“‘No you won’t,’ was the reply, ‘you shall come and have luncheon with me instead. You are a deuced clever young chap, and I am hanged if ever I have a case on again without employing you. So come along, you little beggar, and I will stand you a bottle of port.’ Cockburn went, and frequently afterwards he would stay with Chowne.”

The following story shall be told as near as may be in the words of the farmer who was present when occurred the incident he related.

“On Saturday last Mr. Froude drove a fox from Molland to ground in Parson Jekyll’s Wood at Tar Steps. He was going to dig him out, and the men had commenced to work, when down came Mr. Jekyll in a thundering passion. Mr. Froude and he bean’t over friendly, best of times; and the earth is used by the vixens. There was a litter of cubs there only last season. Mr. Jekyll, hearing the hounds stop, came out at once to us, in a tear; I was there myself and I heard him. ‘Mr. Froude,’ says he, ‘I thought you knew better than to go digging in another man’s country without special permission to do so, and late in the season too, with cubs already about. If you don’t desist and take yourself off, I’ll summons you; so blow your horn, sir, and leave.’ ‘I have a terrier to ground, sir,’ replied Froude, ‘and I mean to dig him out.’ ‘If you go away,’ said the other, ‘the terrier will come out. In no case will I allow you to continue to dig.’ With that the old man, Parson Froude, grew white with passion, and says, ‘And do you dare risk a quarrel with me, Mr. Jekyll? Do you not know that to-night on my return I have only to say at Knowstone, Bones, bones at Hawkridge! and, mind you, name no names, and your carcase will be stinking in a ditch within the week?’
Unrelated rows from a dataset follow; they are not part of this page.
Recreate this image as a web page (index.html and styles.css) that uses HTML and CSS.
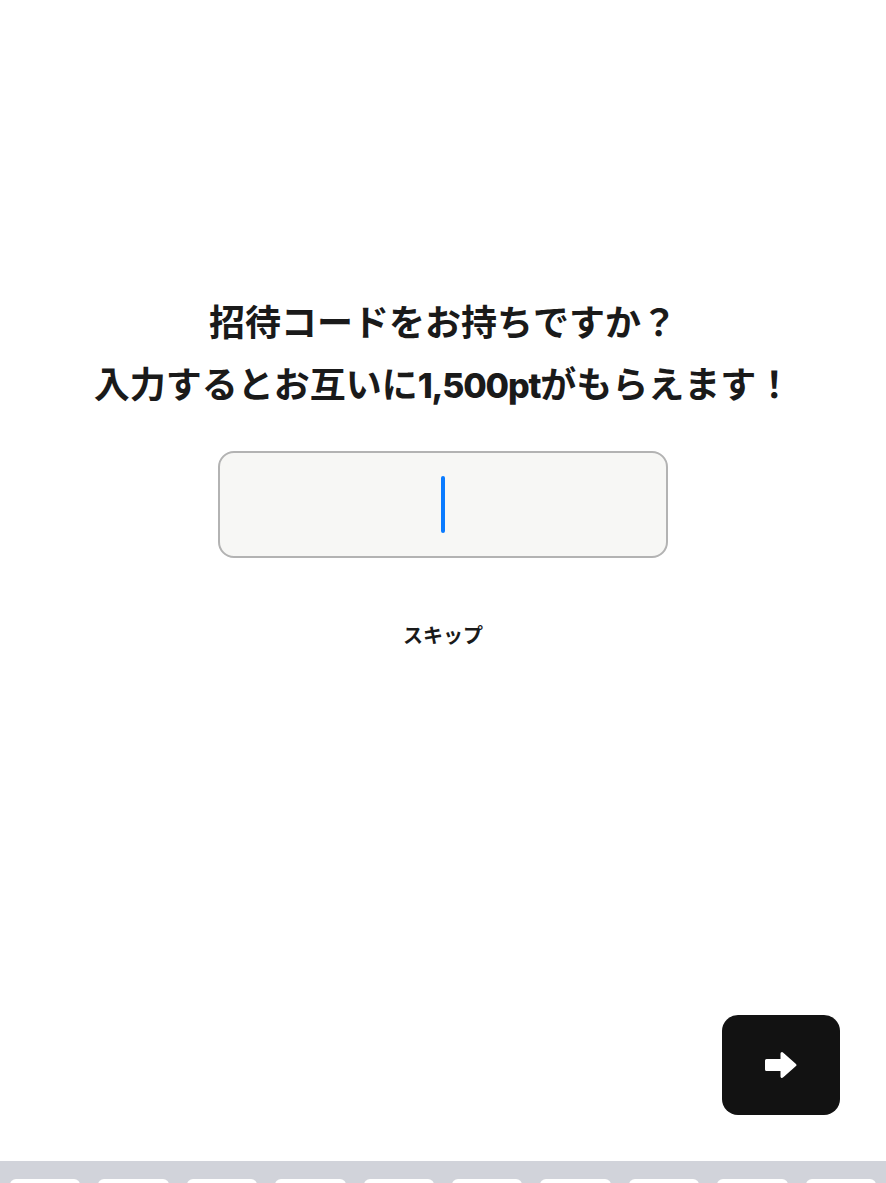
FILE: index.html
```html
<!DOCTYPE html>
<html lang="ja">
<head>
<meta charset="utf-8">
<title>招待コード</title>
<link rel="stylesheet" href="styles.css">
</head>
<body>
<div class="screen">
  <main class="content">
    <h1 class="title">
      <span class="line">招待コードをお持ちですか？</span>
      <span class="line">入力するとお互いに<span class="num">1,500pt</span>がもらえます！</span>
    </h1>
    <div class="code-input"><span class="caret"></span></div>
    <button class="skip" type="button">スキップ</button>
  </main>
  <div class="actions">
    <button class="next" type="button" aria-label="次へ">
      <svg width="34" height="28" viewBox="0 0 34 28">
        <path d="M2.5 9.5 H18 V2.5 L31 14 L18 25.5 V18.5 H2.5 Z" fill="#fff" stroke="#fff" stroke-width="3" stroke-linejoin="round"/>
      </svg>
    </button>
  </div>
  <div class="keyboard">
    <div class="key"></div><div class="key"></div><div class="key"></div><div class="key"></div><div class="key"></div>
    <div class="key"></div><div class="key"></div><div class="key"></div><div class="key"></div><div class="key"></div>
  </div>
</div>
</body>
</html>
```
FILE: styles.css
```css
* { box-sizing: border-box; }
html, body { margin: 0; padding: 0; background: #fff; }
body {
  font-family: "Noto Sans CJK JP", "Noto Sans", sans-serif;
  color: #1a1a1a;
}
.screen {
  height: 1183px;
  display: flex;
  flex-direction: column;
  overflow: hidden;
}
.content {
  flex: 1;
  display: flex;
  flex-direction: column;
  align-items: center;
  padding-top: 289px;
}
.title {
  margin: 0;
  font-size: 36px;
  font-weight: 700;
  line-height: 62px;
  text-align: center;
  display: flex;
  flex-direction: column;
  align-items: center;
}
.line { display: block; white-space: nowrap; }
.num {
  font-family: "Inter", "Noto Sans", sans-serif;
  font-size: 34px;
  font-weight: 800;
  letter-spacing: -1.2px;
}
.code-input {
  margin-top: 34px;
  width: 450px;
  height: 107px;
  border: 2px solid #b3b3b3;
  border-radius: 16px;
  background: #f7f7f5;
  display: flex;
  align-items: center;
  justify-content: center;
}
.caret {
  width: 4px;
  height: 57px;
  border-radius: 2px;
  background: #0a7bff;
}
.skip {
  margin-top: 63px;
  padding: 0;
  border: 0;
  background: none;
  font-family: "Noto Sans CJK JP", sans-serif;
  font-size: 20px;
  font-weight: 700;
  line-height: 28px;
  color: #1a1a1a;
}
.actions {
  display: flex;
  justify-content: flex-end;
  padding: 0 46px 46px 0;
}
.next {
  width: 118px;
  height: 100px;
  border: 0;
  border-radius: 16px;
  background: #121212;
  display: flex;
  align-items: center;
  justify-content: center;
  padding: 0;
}
.keyboard {
  height: 22px;
  background: #d1d3da;
  display: grid;
  grid-template-columns: repeat(10, 1fr);
  column-gap: 18px;
  padding: 18px 10px 0;
  overflow: hidden;
}
.key {
  height: 44px;
  background: #fff;
  border-radius: 6px;
}
```
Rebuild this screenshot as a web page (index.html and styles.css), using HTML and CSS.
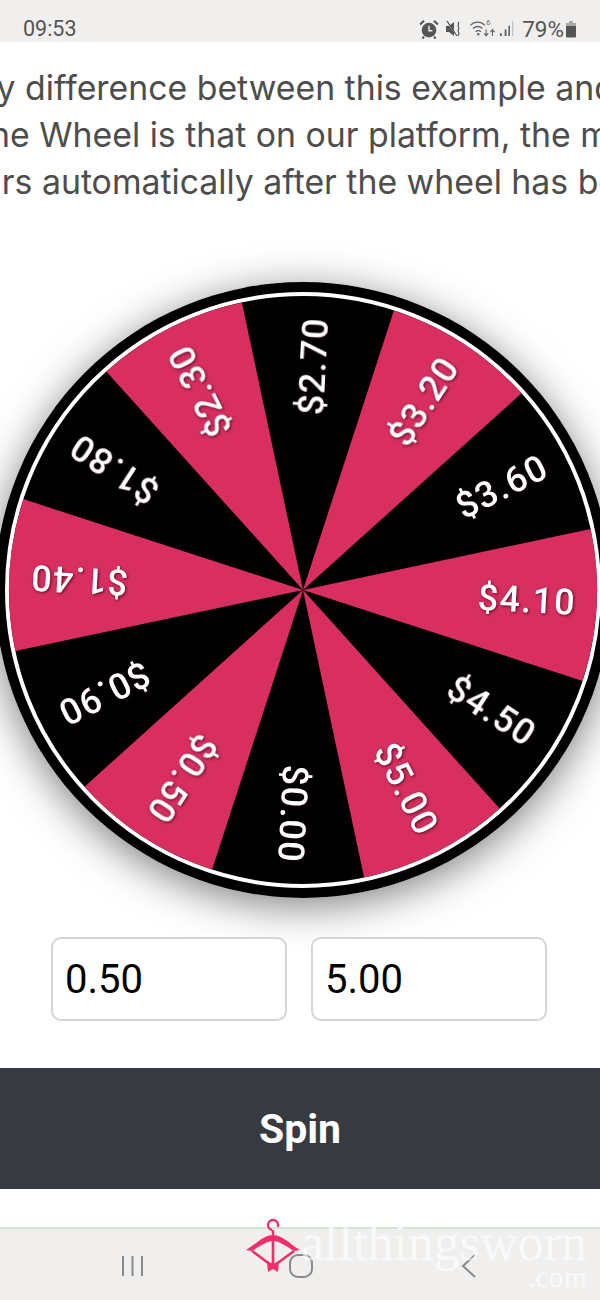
FILE: index.html
```html
<!DOCTYPE html>
<html lang="en">
<head>
<meta charset="utf-8">
<title>Spin the Wheel</title>
<link rel="stylesheet" href="styles.css">
</head>
<body>
<div class="screen">
  <header class="status">
    <span class="clock">09:53</span>
    <div class="status-right">
      <svg class="ico ico-alarm" viewBox="0 0 18 18"><circle cx="9" cy="10" r="6.6" fill="#555"/><path d="M1 5l3.5-3.4M17 5l-3.500-3.4M4.500 16l-1.500 1.500M13.500 16l1.500 1.500" stroke="#555" stroke-width="2" fill="none"/><path d="M9 6v4.500h3" stroke="#f0efee" stroke-width="1.300" fill="none"/></svg>
      <svg class="ico ico-mute" viewBox="0 0 18 18"><path d="M1 6h3l5-4v14l-5-4H1z" fill="#555"/><path d="M2 2l10 14" stroke="#f0efee" stroke-width="1"/><path d="M2 1l10 15" stroke="#555" stroke-width="1.300"/><path d="M13 2c2 2-1 3 .5 5s-1.500 3 0 5 -1 3 0 4" stroke="#555" stroke-width="1.200" fill="none"/></svg>
      <svg class="ico ico-wifi" viewBox="0 0 26 18"><path d="M1 6c4-4 10-4 14 0M3.500 9c3-2.500 6-2.500 9 0M6 12c2-1.500 3-1.500 5 0" stroke="#666" stroke-width="1.200" fill="none"/><circle cx="8.500" cy="14.500" r="1.200" fill="#666"/><path d="M16 16l0-6M14 13.500l2 2.500 2-2.500M22 10v6M20 12.500l2-2.500 2 2.500" stroke="#666" stroke-width="1.100" fill="none"/><text class="wifi-six" x="16" y="6">6</text></svg>
      <svg class="ico ico-signal" viewBox="0 0 16 18"><path d="M1 14h2v3H1zM6 10h2v7H6zM10 6h1.700v11H10z" fill="#666"/><path d="M14 1h1.200v16H14z" fill="#bbb"/></svg>
      <span class="battery-pct">79%</span>
      <svg class="ico ico-batt" viewBox="0 0 11 18"><path d="M3.500 1h4v2h-4z" fill="#aaa"/><path d="M0.500 3h10v3H0.500z" fill="#aaa"/><path d="M0.500 6h10v10.500a1 1 0 0 1-1 1h-8a1 1 0 0 1-1-1z" fill="#555"/></svg>
    </div>
  </header>

  <section class="intro">
    <p class="line line-one">only difference between this example and</p>
    <p class="line line-two">Spin the Wheel is that on our platform, the money</p>
    <p class="line line-three">occurs automatically after the wheel has been spun</p>
  </section>

  <div class="wheel">
    <svg class="wheel-svg" viewBox="-308 -308 616 616">
      <defs>
        <path id="wedge" d="M0 0L90.900 -279.600A294 294 0 0 1 218.500 -196.700Z"/>
      </defs>
      <circle class="rim" r="308"/>
      <circle class="ring" r="296"/>
      <g class="wedges">
        <use href="#wedge"/>
        <use href="#wedge" transform="rotate(60)"/>
        <use href="#wedge" transform="rotate(120)"/>
        <use href="#wedge" transform="rotate(180)"/>
        <use href="#wedge" transform="rotate(240)"/>
        <use href="#wedge" transform="rotate(300)"/>
      </g>
      <g class="labels">
        <text transform="rotate(-87)" x="273" y="10.500">$2.70</text>
        <text transform="rotate(-57)" x="273" y="10.500">$3.20</text>
        <text transform="rotate(-27)" x="273" y="10.500">$3.60</text>
        <text transform="rotate(3)" x="273" y="10.500">$4.10</text>
        <text transform="rotate(33)" x="273" y="10.500">$4.50</text>
        <text transform="rotate(63)" x="273" y="10.500">$5.00</text>
        <text transform="rotate(93)" x="273" y="10.500">$0.00</text>
        <text transform="rotate(123)" x="273" y="10.500">$0.50</text>
        <text transform="rotate(153)" x="273" y="10.500">$0.90</text>
        <text transform="rotate(183)" x="273" y="10.500">$1.40</text>
        <text transform="rotate(213)" x="273" y="10.500">$1.80</text>
        <text transform="rotate(243)" x="273" y="10.500">$2.30</text>
      </g>
    </svg>
  </div>

  <div class="inputs">
    <input class="field" type="text" value="0.50">
    <input class="field" type="text" value="5.00">
  </div>

  <button class="spin" type="button">Spin</button>

  <div class="gap"></div>

  <nav class="navbar">
    <svg class="nav-ico nav-recent" viewBox="0 0 23 22"><path d="M2 1v20M11.500 1v20M21 1v20" stroke="#8a8a8a" stroke-width="2" fill="none"/></svg>
    <svg class="nav-ico nav-home" viewBox="0 0 24 24"><rect x="1" y="1" width="22" height="22" rx="8" stroke="#8a8a8a" stroke-width="2" fill="none"/></svg>
    <svg class="nav-ico nav-back" viewBox="0 0 16 24"><path d="M14 1L2 12l12 11" stroke="#8a8a8a" stroke-width="2" fill="none"/></svg>
  </nav>

  <div class="brand">
    <svg class="brand-mark" viewBox="0 0 56 60">
      <circle cx="27" cy="8" r="5" fill="none" stroke="#ef2f68" stroke-width="2.400" stroke-dasharray="24 8" transform="rotate(100 27 8)"/>
      <path d="M27 13v6" stroke="#ef2f68" stroke-width="2.400"/>
      <path d="M0 33C10 27 18 18 27 18s17 9 27 15l-6 1C40 29 33 24 27 24S14 29 6 34z" fill="#ef2f68"/>
      <path d="M6 34l19 14M48 34L29 48" stroke="#ef2f68" stroke-width="2.600" fill="none"/>
      <path d="M27 22v26" stroke="#ef2f68" stroke-width="2.600"/>
      <path d="M21 44l6 3 6-3-1 11-5-3-5 3z" fill="#ef2f68"/>
    </svg>
    <span class="brand-name">allthingsworn</span>
    <span class="brand-com">.com</span>
  </div>
</div>
</body>
</html>
```
FILE: styles.css
```css
* { box-sizing: border-box; }
html, body { margin: 0; padding: 0; background: #fff; }
.screen {
  position: relative;
  width: 600px;
  height: 1300px;
  overflow: hidden;
  display: flex;
  flex-direction: column;
  font-family: Roboto, "Liberation Sans", sans-serif;
}
.status {
  flex: none;
  height: 42px;
  background: #f0efee;
  display: flex;
  align-items: center;
  justify-content: space-between;
  padding: 15px 23px 0 23px;
  color: #555;
  font-size: 21.500px;
}
.status-right { display: flex; align-items: center; }
.ico { display: block; }
.ico-alarm { width: 20px; height: 20px; margin-right: 6px; }
.ico-mute { width: 18px; height: 18px; margin-right: 6px; }
.ico-wifi { width: 28px; height: 19px; margin-right: 2px; }
.ico-signal { width: 15px; height: 17px; margin-right: 8px; }
.ico-batt { width: 12px; height: 18px; margin-left: 1px; }
.wifi-six { font-size: 7px; fill: #666; }
.battery-pct { font-size: 22.500px; }

.intro { flex: none; padding-top: 22px; height: 204px; }
.line {
  margin: 0;
  height: 47px;
  line-height: 47px;
  white-space: nowrap;
  font-family: Inter, "Liberation Sans", sans-serif;
  font-size: 33.800px;
  color: #4d4d4d;
}
.line-one { margin-left: -52px; }
.line-two { margin-left: -101px; }
.line-three { margin-left: -77px; }

.wheel {
  flex: none;
  width: 616px;
  height: 616px;
  margin: 36px 0 0 -5px;
  border-radius: 50%;
  box-shadow: 0 8px 42px rgba(0, 0, 0, 0.5);
}
.wheel-svg { display: block; width: 616px; height: 616px; }
.rim { fill: #000; }
.ring { fill: #000; stroke: #fff; stroke-width: 4; }
.wedges { fill: #d82e60; }
.labels {
  font-family: Roboto, sans-serif;
  font-weight: 500;
  font-size: 36px;
  letter-spacing: 1.200px;
  fill: #fff;
  text-anchor: end;
  filter: drop-shadow(1px 1px 1.500px rgba(40, 0, 15, 0.7));
}

.inputs {
  flex: none;
  display: flex;
  gap: 24px;
  padding: 39px 0 0 51px;
}
.field {
  width: 236px;
  height: 84px;
  padding: 0 12px;
  border: 2px solid #d4d4d4;
  border-radius: 10px;
  background: #fff;
  color: #000;
  font-family: Roboto, "Liberation Sans", sans-serif;
  font-size: 40px;
  outline: none;
}
.spin {
  flex: none;
  display: block;
  width: 600px;
  height: 121px;
  margin-top: 47px;
  padding: 0;
  border: 0;
  background: #373a3e;
  color: #fff;
  font-family: Roboto, sans-serif;
  font-weight: 700;
  font-size: 41px;
  text-align: center;
}
.gap { flex: none; height: 40px; border-bottom: 2px solid #cfe6d8; }
.navbar {
  flex: 1;
  background: #f0efee;
  position: relative;
}
.nav-ico { position: absolute; display: block; }
.nav-recent { left: 121px; top: 26px; width: 23px; height: 22px; }
.nav-home { left: 289px; top: 25px; width: 24px; height: 24px; }
.nav-back { left: 461px; top: 25px; width: 16px; height: 24px; }

.brand { position: absolute; left: 0; top: 0; width: 600px; height: 1300px; pointer-events: none; }
.brand-mark { position: absolute; left: 246px; top: 1217px; width: 56px; height: 60px; }
.brand-name {
  position: absolute;
  left: 301px;
  top: 1222px;
  font-family: "Liberation Serif", serif;
  font-size: 52px;
  line-height: 42px;
  color: rgba(255, 255, 255, 0.6);
  white-space: nowrap;
}
.brand-com {
  position: absolute;
  right: 13px;
  top: 1266px;
  font-family: "Liberation Serif", serif;
  font-size: 30px;
  line-height: 22px;
  color: rgba(255, 255, 255, 0.6);
}
```
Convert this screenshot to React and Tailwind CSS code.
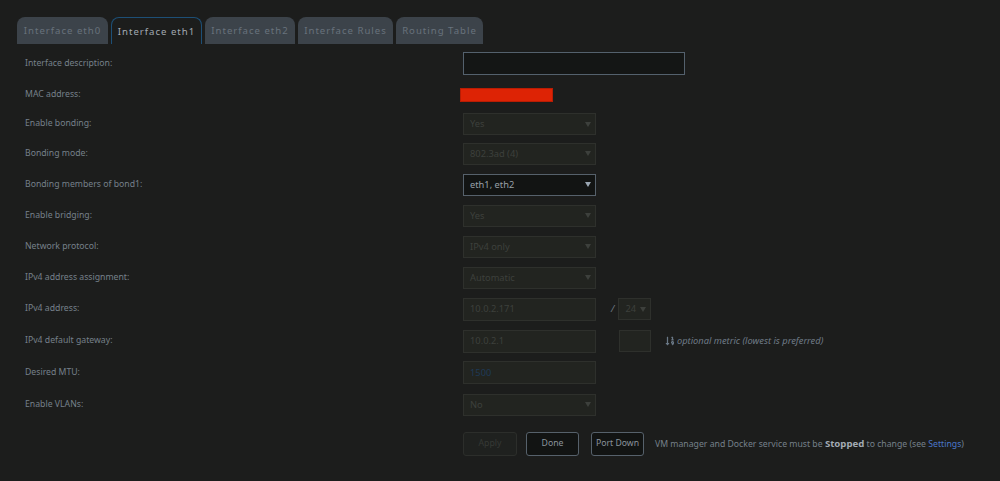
import { FaSortNumericDown } from "react-icons/fa";

const tabs = [
  { label: "Interface eth0", w: "w-[91px]" },
  { label: "Interface eth1", w: "w-[91px]", active: true },
  { label: "Interface eth2", w: "w-[90px]" },
  { label: "Interface Rules", w: "w-[95px]" },
  { label: "Routing Table", w: "w-[87px]" },
];

function Caret({ className = "fill-[#3c3f3b]" }) {
  return (
    <svg width="6" height="5" viewBox="0 0 6 5" className={className}>
      <path d="M0 0h6L3 5z" />
    </svg>
  );
}

// выключенный select
function Select({ value, w = "w-[133px]", active = false }) {
  return (
    <div
      className={
        active
          ? `${w} h-[22px] flex items-center justify-between pl-[6px] pr-[4px] border border-[#56616b] bg-[#121413] text-[#98a0a8] text-[9.3px]`
          : `${w} h-[22px] flex items-center justify-between pl-[6px] pr-[4px] border border-[#2e302c] bg-[#222420] text-[#3d403c] text-[9.3px]`
      }
    >
      <span>{value}</span>
      <Caret className={active ? "fill-[#9aa6b2]" : "fill-[#3d403c]"} />
    </div>
  );
}

function Input({ value = "", w = "w-[133px]", textClass = "text-[#3d403c]" }) {
  return (
    <div
      className={`${w} h-[23px] flex items-center pl-[6px] border border-[#2e302c] bg-[#222420] text-[9.3px] ${textClass}`}
    >
      {value}
    </div>
  );
}

function Row({ label, h = "h-[31px]", children }) {
  return (
    <div className={`flex items-center ${h}`}>
      <div className="w-[438px] text-[#76808a]">{label}</div>
      <div className="flex items-center">{children}</div>
    </div>
  );
}

export default function App() {
  return (
    <div
      className="w-[1000px] h-[481px] bg-[#1c1d1c] text-[8.7px] overflow-hidden"
      style={{ fontFamily: '"Noto Sans", "Open Sans", sans-serif' }}
    >
      {/* === Вкладки === */}
      <div className="flex gap-[3px] pl-[17px] pt-[17px]">
        {tabs.map((t) => (
          <div
            key={t.label}
            className={
              t.active
                ? `${t.w} h-[27px] pt-[2px] flex items-center justify-center rounded-t-[8px] border border-b-0 border-[#1d4f76] bg-[#1c1d1c] text-[#a2aab2] tracking-[1px] text-[9.6px]`
                : `${t.w} h-[27px] pt-[2px] flex items-center justify-center rounded-t-[8px] bg-[#3c434a] text-[#68727c] tracking-[1px] text-[9.6px]`
            }
          >
            {t.label}
          </div>
        ))}
      </div>

      {/* === Форма === */}
      <div className="pl-[25px] pt-[4px]">
        <Row label="Interface description:">
          <div className="w-[222px] h-[23px] border border-[#54616d] bg-[#141615]" />
        </Row>
        <Row label="MAC address:">
          <div className="-ml-[3px] w-[93px] h-[14px] bg-[#dd2305] border border-[#b81d04]" />
        </Row>
        <Row label="Enable bonding:" h="h-[28px]">
          <Select value="Yes" />
        </Row>
        <Row label="Bonding mode:">
          <Select value="802.3ad (4)" />
        </Row>
        <Row label="Bonding members of bond1:">
          <Select value="eth1, eth2" active />
        </Row>
        <Row label="Enable bridging:">
          <Select value="Yes" />
        </Row>
        <Row label="Network protocol:">
          <Select value="IPv4 only" />
        </Row>
        <Row label="IPv4 address assignment:">
          <Select value="Automatic" />
        </Row>
        <Row label="IPv4 address:" h="h-[32px]">
          <Input value="10.0.2.171" />
          <span className="ml-[15px] mr-[4px] text-[#6f7983] italic text-[9.5px]">/</span>
          <Select value="24" w="w-[33px]" />
        </Row>
        <Row label="IPv4 default gateway:" h="h-[32px]">
          <Input value="10.0.2.1" />
          <div className="ml-[23px] w-[32px] h-[22px] border border-[#2e302c] bg-[#222420]" />
          <FaSortNumericDown className="ml-[14px] text-[#6a7886]" size={10} />
          <span className="ml-[2px] italic text-[#6f7b87] text-[9.3px]">
            optional metric (lowest is preferred)
          </span>
        </Row>
        <Row label="Desired MTU:">
          <Input value="1500" textClass="text-[#1e3a57]" />
        </Row>
        <Row label="Enable VLANs:" h="h-[33px]">
          <Select value="No" />
        </Row>

        {/* === Кнопки === */}
        <div className="flex items-center mt-[11px] pl-[438px]">
          <button className="w-[54px] h-[24px] rounded-[3px] border border-[#2c2e2b] bg-[#1f211f] text-[#363935]">
            Apply
          </button>
          <button className="ml-[9px] w-[53px] h-[24px] rounded-[3px] border border-[#56616b] bg-[#121413] text-[#8a939c]">
            Done
          </button>
          <button className="ml-[12px] w-[53px] h-[24px] rounded-[3px] border border-[#56616b] bg-[#121413] text-[#8a939c]">
            Port Down
          </button>
          <span className="ml-[11px] text-[#76808a]">
            VM manager and Docker service must be{" "}
            <b className="text-[#a3abb3] text-[9.6px]">Stopped</b> to change (see{" "}
            <span className="text-[#4a76c9]">Settings</span>)
          </span>
        </div>
      </div>
    </div>
  );
}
“Then he got on his horse and rode down to Winsford and obtained a search warrant from S. Mitchell to search Tar Steps Rectory for his terrier, which he took oath he believed to be there, stolen by Mr. Jekyll and concealed on the premises. And he brought back Floyd, the Winsford constable, with him to Tar Steps; and we all thought Mr. Jekyll would have had a fit, he was that furious, while they searched the house down to the very cellars, and shook up the rector’s old port wine, on suspicion that he might have hidden the terrier in the back of the bin. But the best of the joke was that there had been no terrier out with the hounds that day, and of course none had been put into the hole. So Parson Froude had sworn to what he knew well was a lie.”

Froude had a horse to sell, and one cold morning a gentleman named Houlditch, of Wellington, drove over in a gig from Tiverton to Knowstone, and requested to be shown the horse without delay. Froude, loud in protestations of hospitality, refused his request. “I dine at one o’clock, you’ve had a cold drive, and no man knows better than do I what them hills is like that you’ve come over. So, if you can put up with roast ribs of beef, sir, and a mouldy Stilton cheese to follow, us will top up with a drop of something hot, and then Jack Babbage, my huntsman, shall show ’ee the horse.”

After hearing from Mr. Houlditch that he was looking for a hunter, they sat down together to dinner, and the parson firmly but politely pressed his ale upon the guest. This ale was of Froude’s own brewing. When new it did not readily proclaim its potency, and the rector never gave warning nor spoke of its strength. It was excellent, soft as milk. The day had been cold, and the drive had been long.

When a strange and unaccustomed glare had come into Mr. Houlditch’s eyes, Froude ordered Jack Babbage to bring out the horse, and giving his guest a hand to steady him, the two went into a field near the rectory. In this field some hurdles “feathered” with gorse bushes were set up, and Babbage, always shouting as he neared a jump, rode the horse repeatedly over the obstacles, and galloped him round. Then Froude invited Mr. Houlditch to try the horse himself, but he was too fuddled to mount, and he bought the beast for £50, a long price in those days, and was driven back by the post-boy to the “Angel” at Tiverton. The horse, at his charges, was sent to Wellington at once.

A week later came a letter with the Wellington postmark, which Froude threw into the fire unopened. A few days later came a second letter, then a third, and all shared the same fate.

Finally, one day an angry man drove up from Tiverton—it was Houlditch himself. “You don’t seem to care to reply to my letters, Mr. Froude,” said he, “so I have come in person to ask you whether or not you will take back your horse which you sold me ten days ago, for he is blind.”

“Sir,” said Froude, “you asked me for a hunter, and one that could jump, and I sold you a hunter that could jump. You saw the horse, and it was a bargain. You did not ask me if it could see. Jump he can, as you observed. When you ride him, carry a knife with you, and when you come to a fence you just jump off his back and cut a furze-bush. Put that down before the fence and canter the old horse up and speak sharp to him, same as Babbage did, and so soon as he feels the prickles about his legs he will jump.”